In this respect, negative gearing has done an excellent task of ensuring renters stay renters as lower and middle income individuals find themselves priced out all together – unable to save enough in the race to ‘keep apace.’
Considering the same report highlights a collective lost in excess of $13 billion over the 2010/11 financial year for those who employ the strategy, it’s no wonder the focus centres on the established market with the hope history will repeat itself and enable investors to compensate through the capital growth of their asset, without which there is little sense to the purchase.
Unfortunately, the latest media release from R P Data may disappoint those chasing an increase in the core value of their investment as it seems ‘real’ growth in the Australian property market is at a current or “similar level” to that recorded almost 6 years ago.
Or to quote R P Data’s research analyst – Cameron Kusher “Although nominal values have risen over recent years, in real terms, capital city home values are currently at a similar level to what they were in September 2007.”

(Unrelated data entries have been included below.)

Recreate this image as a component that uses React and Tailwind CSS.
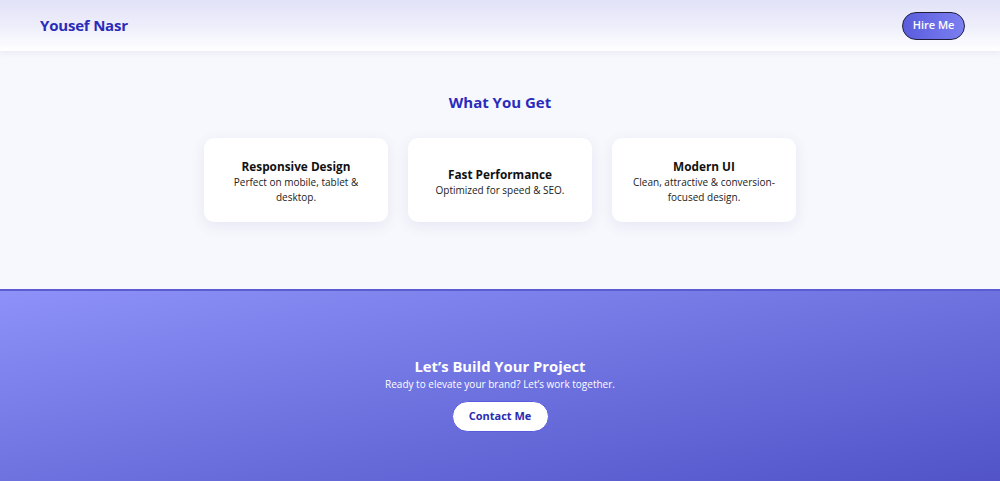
import React from "react";

const features = [
  { title: "Responsive Design", text: "Perfect on mobile, tablet & desktop." },
  { title: "Fast Performance", text: "Optimized for speed & SEO." },
  { title: "Modern UI", text: "Clean, attractive & conversion-focused design." },
];

const App = () => {
  return (
    <div className="min-h-[481px] bg-[#f7f8fd] font-['Open_Sans','Noto_Sans',sans-serif]">
      {/* Header */}
      <header className="h-[51px] flex items-center justify-between pl-10 pr-[35px] bg-gradient-to-b from-[#e2e2f8] via-[#eeeefb] to-white shadow-[0_2px_6px_rgba(60,60,140,0.08)]">
        <h1 className="text-[15px] font-bold text-[#2a2bb8] tracking-[-0.2px]">Yousef Nasr</h1>
        <button className="h-[28px] w-[63px] rounded-full border-[1.5px] border-[#1f1f3a] bg-gradient-to-r from-[#5a5cdc] to-[#7c7ff0] text-[11px] font-semibold text-white">
          Hire Me
        </button>
      </header>

      {/* Features */}
      <section className="h-[238px] flex flex-col items-center pt-[40px]">
        <h2 className="text-[15px] font-bold text-[#2a2bbd] leading-[22px]">What You Get</h2>
        <div className="mt-[25px] flex gap-5">
          {features.map((f) => (
            <div
              key={f.title}
              className="w-[184px] h-[84px] bg-white rounded-[10px] shadow-[0_4px_14px_rgba(80,80,150,0.10)] flex flex-col items-center justify-center px-4 text-center"
            >
              <h3 className="text-[11.8px] font-bold text-[#111] leading-[17px] mt-[3px]">{f.title}</h3>
              <p className="text-[10px] text-[#222] leading-[15px]">{f.text}</p>
            </div>
          ))}
        </div>
      </section>

      {/* Call to action */}
      <section className="h-[192px] border-t-2 border-[#5a5cd0] bg-gradient-to-br from-[#8d91f8] to-[#5153c7] flex flex-col items-center pt-[64px]">
        <h2 className="text-[14.8px] font-bold text-white leading-[22px]">Let’s Build Your Project</h2>
        <p className="text-[10px] text-white leading-[14px]">Ready to elevate your brand? Let’s work together.</p>
        <button className="mt-[10px] h-[31px] w-[97px] rounded-full bg-white border border-[#5a5ce0] text-[11px] font-bold text-[#2a2bb0]">
          Contact Me
        </button>
      </section>
    </div>
  );
};

export default App;
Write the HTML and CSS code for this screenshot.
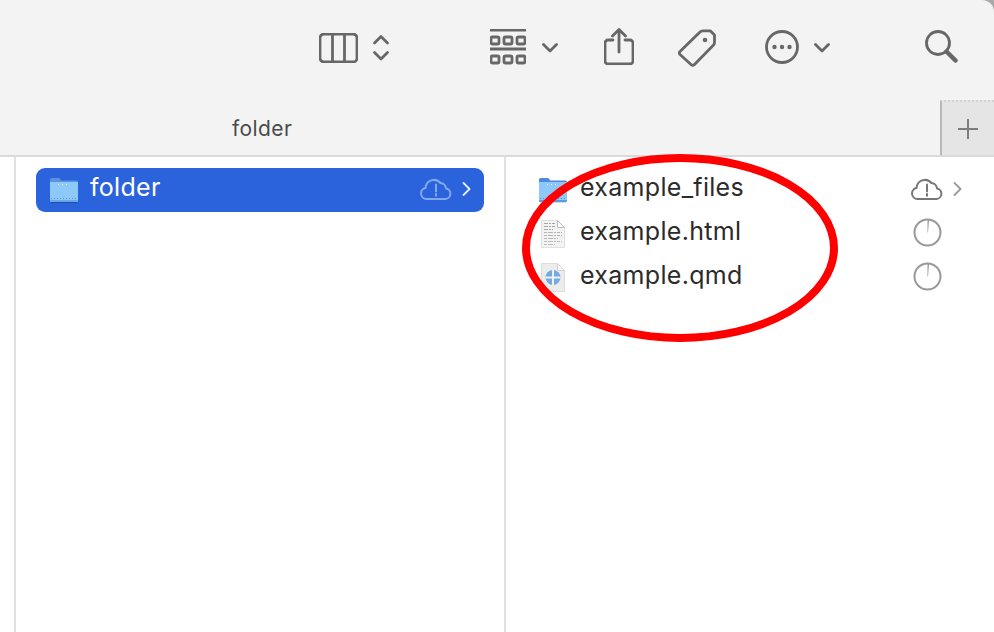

Once again, it emphasizes the need for investors to adopt a ‘low growth’ mindset as we move into an atmosphere which the RBA have termed in their “Housing and Mortgage market” outlook, to be the ‘new normal’ – principally, lower capital returns that typically track the rate of inflation.
All in all, we make nice puppets for our governing bodies. Bombarded with stats that suggest inflation is well contained, whilst in reality, the cost of living has rocketed with many still waiting for the wage rises for which ‘we’re told,’ have more than compensated.
If nothing else, let’s celebrate the freedom we have to make our distaste for current Government policy evident. It’s a tad more satisfying than staring blankly at a ballot paper in September, knowing the next ruling party will no doubt provide more of the same.